Challenges remained. How do you fit a flagpole into the cramped, overpacked confines of a Lunar Module? Engineers were sent off to design a collapsible pole and crossbar. Even then, there wasn’t room. The Lunar Flag Assembly—as flag, pole, and crossbar had inevitably come to be known—would have to be mounted on the outside of the lander. But this meant it would have to withstand the 2,000-degree Fahrenheit heat generated by the nearby descent engine. Tests were undertaken. The flag melted at 300 degrees. The Structures and Mechanics Division was called in, and a protective case was fashioned from layers of aluminum, steel, and Thermoflex insulation.

Just as it was beginning to look as though the flag was finally ready, someone pointed out that the astronauts, owing to the pressurized suits they’d be wearing, would have limited grip strength and range of motion. Would they be able to extract the flag assembly from its insulated sheath? Or would they stand there in the gaze of millions, grasping futilely? Did they have the reach needed to extend the telescoping segments? Only one way to know: Prototypes were made and the crew convened for a series of flag-assembly deployment simulations.

Finally came the day. The flag was packed (a four-step procedure supervised by the chief of quality assurance) and mounted on the Lunar Module (eleven steps), and off it went to the moon. Where the telescoping crossbar wouldn’t fully extend and the lunar soil was so hard that Neil Armstrong couldn’t plant the staff more than about 6 or 8 inches down, creating conjecture that the flag was most likely blown over by the engine blast of the Ascent Module.

Welcome to space. Not the parts you see on TV, the triumphs and the tragedies, but the stuff in between—the small comedies and everyday victories. What drew me to the topic of space exploration was not the heroics and adventure stories, but the very human and sometimes absurd struggles behind them. The Apollo astronaut who worried that he, personally, was about to lose the moon race for the United States by throwing up on the morning of his spacewalk, causing talk of tabling it. Or the first man in space, Yuri Gagarin, recalling that as he walked the red carpet before the Presidium of the Central Committee of the Communist Party of the Soviet Union and a cheering crowd of thousands, he noticed that his shoelace was undone and could think of nothing else.

At the end of the Apollo program, astronauts were interviewed to get their feedback on a range of topics. One of the questions: If an astronaut were to die outside the spacecraft during a spacewalk, what should you do? “Cut him loose,” read one of the answers. All agreed: An attempt to recover the body could endanger other crew members’ lives. Only a person who has experienced firsthand the not insignificant struggle of entering a space capsule in a pressurized suit could so unequivocally utter those words. Only someone who has drifted free in the unlimited stretch of the universe could understand that burial in space, like the sailor’s burial at sea, holds not disrespect but honor. In orbit, everything gets turned on its head. Shooting stars streak past below you, and the sun rises in the middle of the night. Space exploration is in some ways an exploration of what it means to be human. How much normalcy can people forgo? For how long, and what does it do to them?

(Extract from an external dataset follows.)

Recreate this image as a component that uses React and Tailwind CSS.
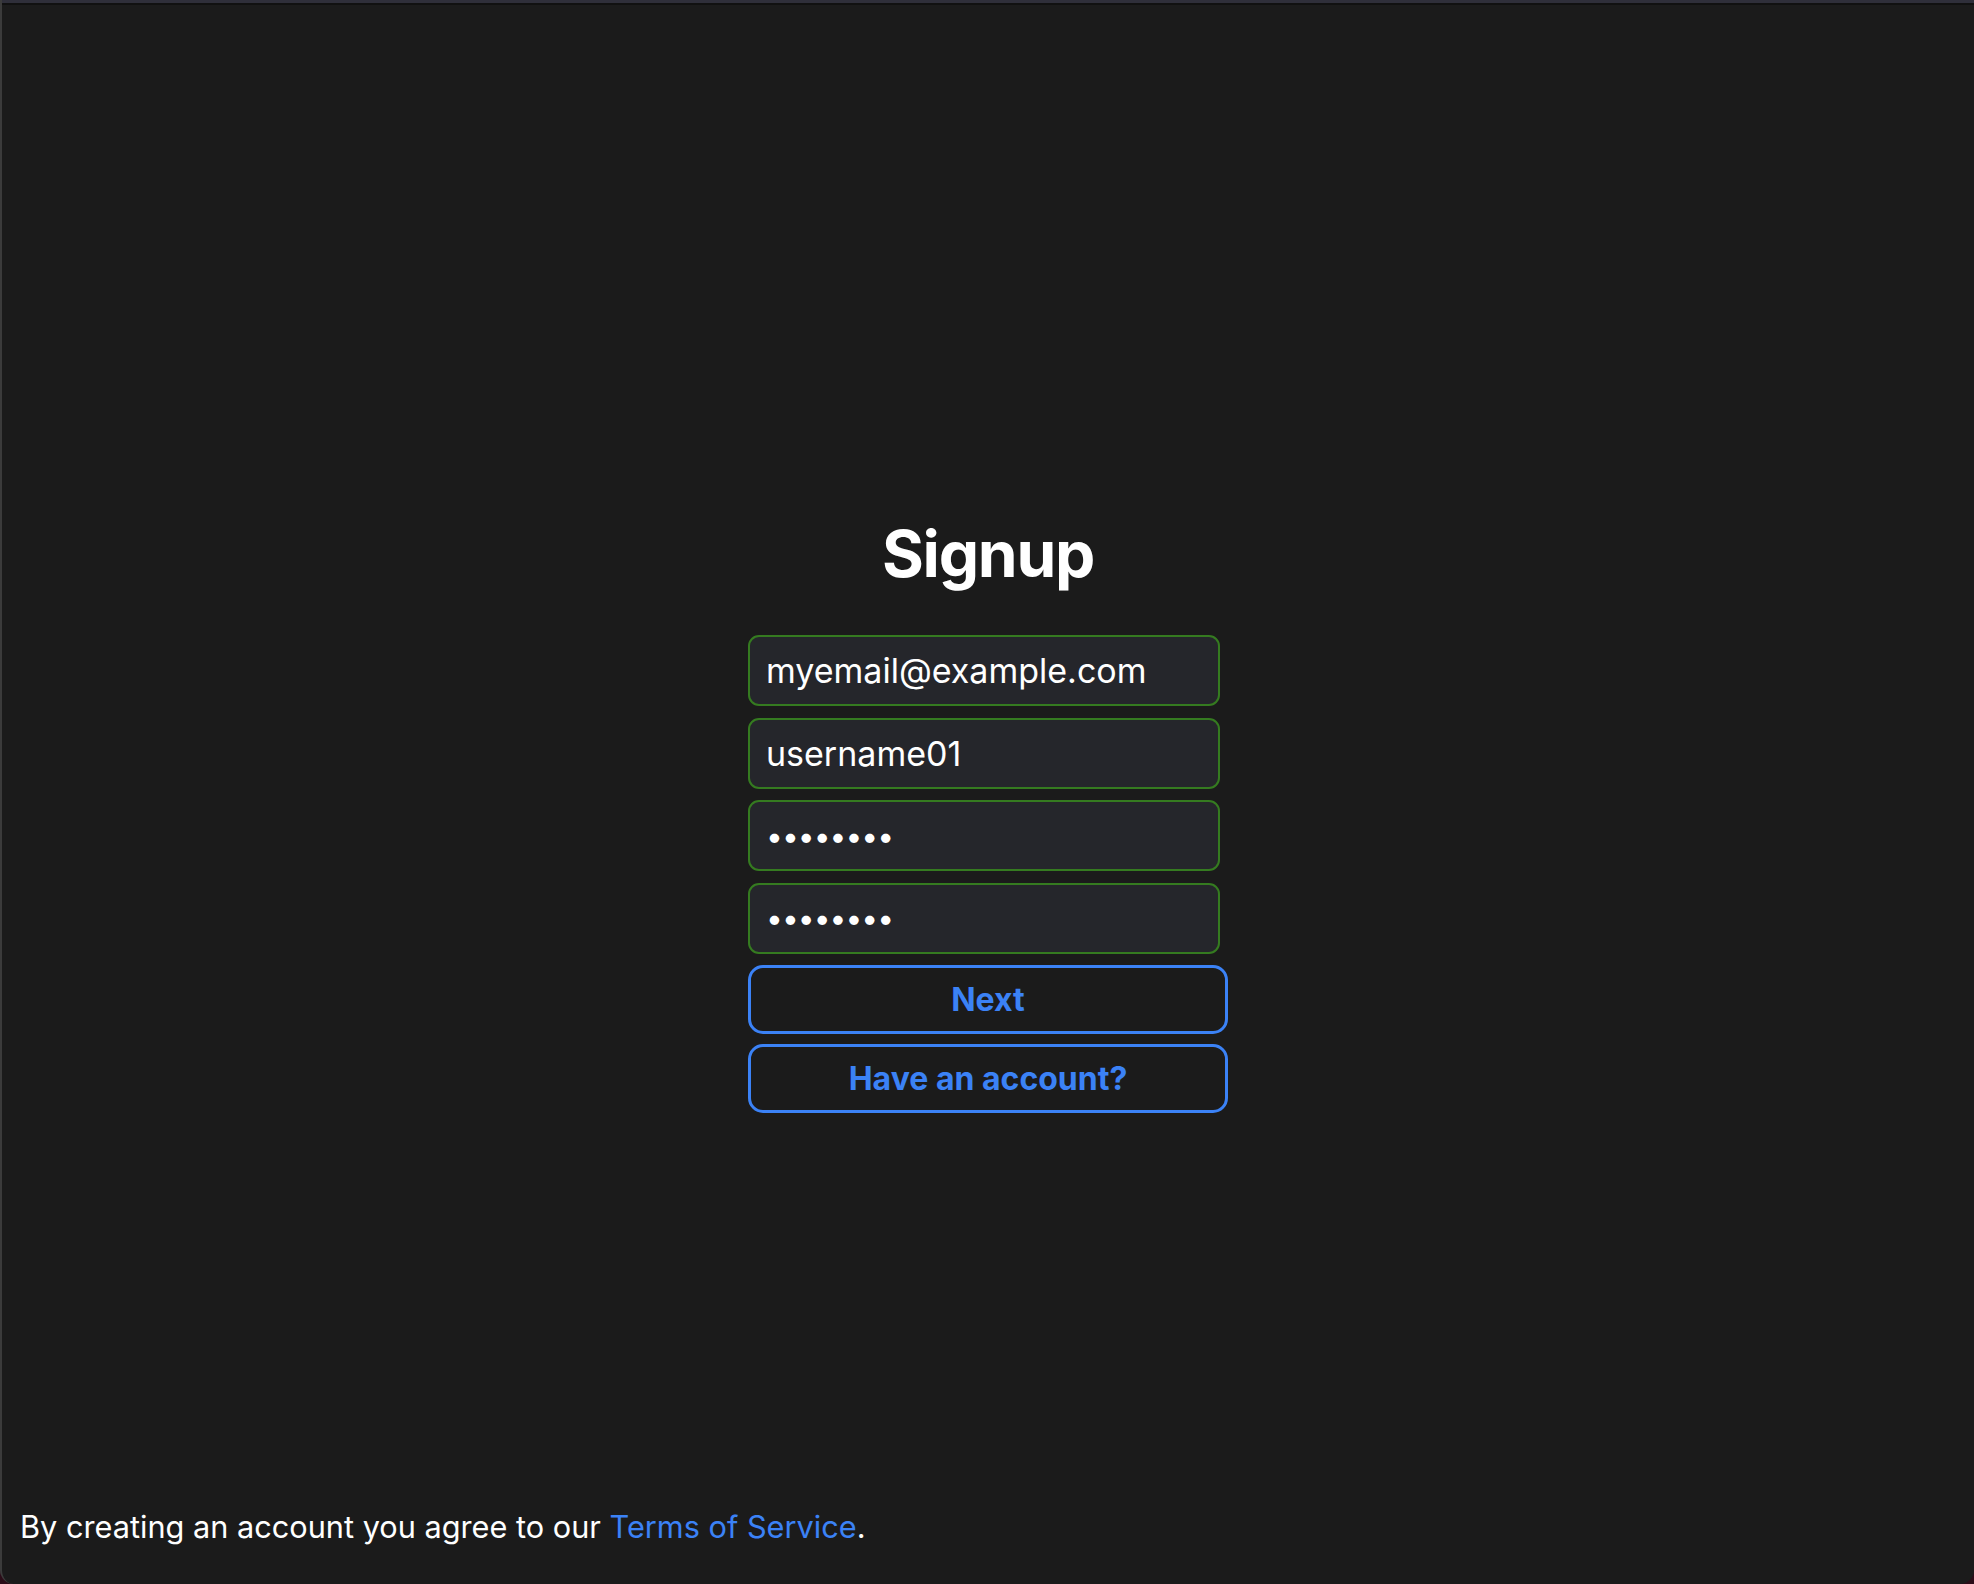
import React, { useState } from "react";

export default function App() {
  const [form, setForm] = useState({
    email: "myemail@example.com",
    username: "username01",
    password: "12345678",
    confirm: "12345678",
  });

  const handleChange = (e) => {
    setForm({ ...form, [e.target.name]: e.target.value });
  };

  const inputClass =
    "w-[472px] h-[71px] px-4 rounded-[11px] border-2 border-[#357b20] bg-[#25262b] text-white outline-none";

  return (
    <div className="h-screen w-full bg-[#2b0c18] font-['Inter',sans-serif]">
      <div className="h-full flex flex-col bg-[#1b1b1b] rounded-b-[14px] border-l-2 border-[#3b3b3b] overflow-hidden">
        <div className="h-[3px] bg-[#2f2f3a]" />
        <div className="h-[2px] bg-[#111111]" />

        <main className="flex-1 flex flex-col items-center pt-[517px]">
          <h1 className="text-[64px] leading-[64px] font-bold text-white tracking-[-0.02em]">
            Signup
          </h1>
          <form
            className="mt-[49px] flex flex-col items-start"
            onSubmit={(e) => e.preventDefault()}
          >
            <input
              type="email"
              name="email"
              className={`${inputClass} text-[34px]`}
              value={form.email}
              onChange={handleChange}
            />
            <input
              type="text"
              name="username"
              className={`${inputClass} text-[34px] mt-[11.5px]`}
              value={form.username}
              onChange={handleChange}
            />
            <input
              type="password"
              name="password"
              className={`${inputClass} text-[30px] mt-[11.5px] tracking-[-1px]`}
              value={form.password}
              onChange={handleChange}
            />
            <input
              type="password"
              name="confirm"
              className={`${inputClass} text-[30px] mt-[11.5px] tracking-[-1px]`}
              value={form.confirm}
              onChange={handleChange}
            />
            <button
              type="submit"
              className="mt-[11.5px] w-[480px] h-[69px] rounded-[15px] border-[3px] border-[#3b82f6] text-[#3b82f6] text-[32px] font-bold"
            >
              Next
            </button>
            <button
              type="button"
              className="mt-[10px] w-[480px] h-[69px] rounded-[15px] border-[3px] border-[#3b82f6] text-[#3b82f6] text-[32px] font-bold"
            >
              Have an account?
            </button>
          </form>
        </main>

        <footer className="pl-[18px] pb-[35px] text-[30.7px] leading-[45px] text-white">
          By creating an account you agree to our{" "}
          <a href="#" className="text-[#3b82f6]">
            Terms of Service
          </a>
          .
        </footer>
      </div>
    </div>
  );
}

Early in my research, I came across a moment—forty minutes into the eighty-eighth hour of Gemini VII—which, for me, sums up the astronaut experience and why it fascinates me. Astronaut Jim Lovell is telling Mission Control about an image he has captured on film—“a beautiful shot of a full Moon against the black sky and the strato formations of the clouds of the earth below,” reads the mission transcript. After a momentary silence, Lovell’s crewmate Frank Borman presses the TALK button. “Borman’s dumping urine. Urine [in] approximately one minute.”